When my father had his signature witnessed by the British Consul in Venice on 18 May 1932, he was endeavouring to sell glass to the Venetians. Over the next couple of years he talked Fraser into forming a new department for glass light fittings: table-lights, wall-lights and hanging lights which were sometimes inverted fruit bowls suspended from the ceiling by ropes, decorated with opalescent shells, and fitted with flared flames of frosted or tinted glass. These had several seasons of popularity and were installed by some famous restaurants including Quaglino’s and Claridge’s. But they were not profitable because of the breakage when drilling the glass to the metalwork. One of his designs appears on the title page of this book.
But Basil was keen to develop this side of the business and made contact with a German glass manufacturer called Stensch which, following the Anglo-German trade agreement of April 1933, appointed Breves Lalique as its British agents. Early in 1934 Basil went over to Berlin to meet the Stensch family, and made friends with their twenty-year-old son Rudi, who had been sent down from Bonn University. Being a Jew, he explained to Basil, he had been ‘retired’ from Bonn as a result of the national boycott on Jewish professions introduced by the new Chancellor, Adolf Hitler. Possibly the non-completion of a university career did not strike my father as so very grave a matter. In any event it was his easy-going habit to offer anyone he liked a job in Breves Lalique. He had come over with one of his cousins from Australia (the one who had begun so promisingly in the IRA) and together ‘these two exuberant, extrovert fellows painted the town of Berlin red’, Rudi remembered. ‘…For us Jews, then being very subdued under the first impact of nazidom, it was a wonderful tonic.’ Their air of innocence, their very ignorance, was appealing. For they lit up the hope that this anti-Semitic phenomenon would soon blow away almost as if it had never been, like an illness that passes, leaving no marks, and is forgotten.
Rudi took my father and his cousin to Leipzig where they were to make a reconnaissance of Germany’s major commercial trade fair. ‘I particularly remember when we all went to the local firemen’s ball,’ Rudi wrote to me, ‘and your father and his cousin insisted on driving our car right into the hall and in the centre of the dance floor. They then snatched the helmets of the worthy firemen, donned them on their heads, appropriated the buxom partners of these firemen and began to dance some weird Scottish jig. The impact of these young blades on the oh so German “Spiessbürger” [petit bourgeois] was quite sensational… Heinrich Himmler, you should have been there to watch it!’ For a moment the world of P.G. Wodehouse rode triumphantly over the Nazis’ campaign against decadence.
After a week Rudi returned to Berlin and a few days later he received a telephone call from Basil who sounded in deep trouble. ‘In a muffled voice he told me that he was at the Eden Hotel in Berlin and would I please send him immediately a wire saying that I had heard from London that your grandfather [Fraser] had been taken very ill and would Basil please return post haste.

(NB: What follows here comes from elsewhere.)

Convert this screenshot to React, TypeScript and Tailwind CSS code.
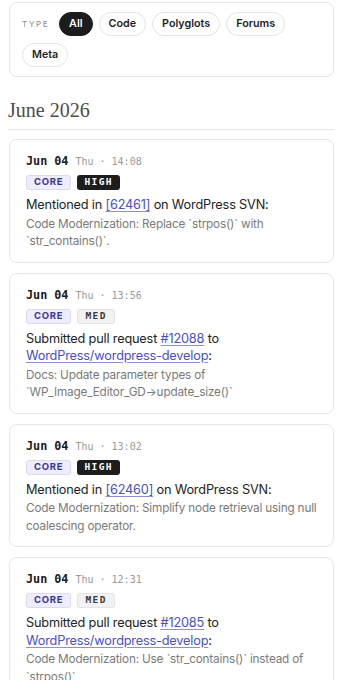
const sans = { fontFamily: 'Inter, "Noto Sans", sans-serif' };
const mono = { fontFamily: '"DejaVu Sans Mono", monospace' };

type Item = {
  time: string;
  level: "HIGH" | "MED";
  title: React.ReactNode;
  desc: string;
};

function A({ children }: { children: React.ReactNode }) {
  return (
    <a href="#" className="text-[#4a50c2] underline underline-offset-2 decoration-[#8d90d8]">
      {children}
    </a>
  );
}

const items: Item[] = [
  {
    time: "14:08",
    level: "HIGH",
    title: (
      <>
        Mentioned in <A>[62461]</A> on WordPress SVN:
      </>
    ),
    desc: "Code Modernization: Replace `strpos()` with `str_contains()`.",
  },
  {
    time: "13:56",
    level: "MED",
    title: (
      <>
        Submitted pull request <A>#12088</A> to <A>WordPress/wordpress-develop</A>:
      </>
    ),
    desc: "Docs: Update parameter types of `WP_Image_Editor_GD→update_size()`",
  },
  {
    time: "13:02",
    level: "HIGH",
    title: (
      <>
        Mentioned in <A>[62460]</A> on WordPress SVN:
      </>
    ),
    desc: "Code Modernization: Simplify node retrieval using null coalescing operator.",
  },
  {
    time: "12:31",
    level: "MED",
    title: (
      <>
        Submitted pull request <A>#12085</A> to <A>WordPress/wordpress-develop</A>:
      </>
    ),
    desc: "Code Modernization: Use `str_contains()` instead of `strpos()`",
  },
];

const filters = ["All", "Code", "Polyglots", "Forums", "Meta"];

export default function App() {
  return (
    <div className="min-h-screen bg-white pl-[9px] pr-[10px] pb-6" style={sans}>
      {/* Filters */}
      <div className="mt-[2px] rounded-lg border border-[#e6e6e6] px-3 py-[9px] flex flex-wrap items-center gap-x-[6px] gap-y-[7px]">
        <span className="text-[8px] tracking-[0.2em] text-[#8a8a8a] mr-[4px]">TYPE</span>
        {filters.map((f) => (
          <button
            key={f}
            className={
              f === "All"
                ? "h-[24px] px-[9px] rounded-full bg-[#1c1c1c] text-white text-[10.75px] font-semibold border border-[#1c1c1c]"
                : "h-[24px] px-[9px] rounded-full bg-white text-[#1f1f1f] text-[10.75px] font-semibold border border-[#e3e3e3]"
            }
          >
            {f}
          </button>
        ))}
      </div>

      {/* Month */}
      <h2
        className="mt-[19px] pb-[5px] border-b border-[#e6e6e6] text-[20px] leading-[28px] text-[#4d4d4d] -ml-[1px]"
        style={{ fontFamily: '"Liberation Serif", serif' }}
      >
        June 2026
      </h2>

      {/* Activity */}
      <div className="mt-[9px] flex flex-col gap-[10px]">
        {items.map((it, i) => (
          <div key={i} className="rounded-lg border border-[#e6e6e6] pl-4 pr-[14px] pt-[12px] pb-[11px]">
            <div className="flex items-baseline gap-[7px] leading-[18px]" style={mono}>
              <span className="text-[11.75px] font-bold text-[#1a1a1a]">Jun 04</span>
              <span className="text-[10px] text-[#9a9a9a]">Thu · {it.time}</span>
            </div>
            <div className="mt-[4px] flex gap-[6px]">
              <span className="h-[15px] px-[7px] flex items-center rounded-[3px] bg-[#eeedfb] border border-[#dcdaf3] text-[9.5px] font-bold tracking-[0.08em] text-[#3b3894]">
                CORE
              </span>
              {it.level === "HIGH" ? (
                <span
                  className="h-[15px] px-[7px] flex items-center rounded-[3px] bg-[#1d1d1d] text-[9.5px] font-bold tracking-[0.15em] text-white"
                  style={mono}
                >
                  HIGH
                </span>
              ) : (
                <span
                  className="h-[15px] px-[7px] flex items-center rounded-[3px] bg-[#f2f2f2] border border-[#e4e4e4] text-[9.5px] font-bold tracking-[0.15em] text-[#3a3a3a]"
                  style={mono}
                >
                  MED
                </span>
              )}
            </div>
            <p className="mt-[6px] text-[12.75px] tracking-[-0.015em] leading-[17.5px] text-[#232323]">{it.title}</p>
            <p className="mt-[2px] text-[11.75px] tracking-[-0.015em] leading-[17.5px] text-[#7a7a7a]">{it.desc}</p>
          </div>
        ))}
      </div>
    </div>
  );
}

I would get an explanation later.’
My father gave his explanation next day at a thé dansant on the roof of the Eden Hotel. It appeared that he and his cousin had become involved with two young women they met at a Leipzig bar, and all four of them spent the night at a hotel. The cousin promised to take his companion to Paris the next day. This gave my father no option but to add that he would take his lady to Stockholm. But next morning he woke to find his Australian cousin had gone in the night. He was left with a girl on each arm and two hotel bills. He paid off the bills and saw that one of the girls got home in a taxi, while the other girl – who appeared in the daylight to be a dramatically painted woman with a loud Saxon voice (a veritable Saxhorn) – he took by train to Berlin. The fake telegram arrived and ‘the histrionic performance of your father when he explained to the girl that, alas, he could not proceed with her to Sweden and how all his life his greatest pleasures were being spoilt by quirks of fate, was masterful’, Rudi wrote. ‘We both took her to the station and put her on the train to Leipzig.’ Then the two young men went on to another railway station in Berlin’s working-class northern district, where my father was to catch the train to Stoc
kholm. Over a few drinks while waiting for his train, Basil repeated his offer for Rudi to come over and work as a trainee for Breves Lalique in London. ‘At that time I faced the problem of many young German Jews whose careers had been suddenly aborted – what to do with my life,’ Rudi remembered. ‘So I accepted with alacrity. I had been in London once before as a schoolboy and had felt at home. If I had to become a refugee there was only one country I would choose.’
It was in the autumn of 1934 that the great Lalique galleries finally opened at 4 New Bond Street. ‘The ornamental glass associated with the name of M. René Lalique deserves recognition as the first attempt in Europe to explore the full possibilities of glass as a plastic material, and Messrs Breves, its agents in London, are to be congratulated on the general effect of their new galleries,’ wrote The Times. ‘A plain shopfront faced with travertine, with the name in white metal above, opens to a deeply recessed window which allows a clear view of the whole interior. As far as possible all the working features such as doors, and the decorations of the new galleries are constructed of Lalique glass, in association with stainless steel.’ René Lalique himself, a shy seventy-three-year-old with a white moustache, arrived from Paris hidden in an enormous overcoat, almost two hours late, missing the ceremonial speeches by the French Ambassador and the Mayor of Westminster. But he was not too late to avoid a reporter from the Manchester Guardian who noticed him among the guests (including everyone from Lady Oxford to Princess Bibesco) and described his ‘somewhat brisk military appearance suggestive of Cheltenham rather than the Champs Elysées’.
About this time my mother arrived from Sweden.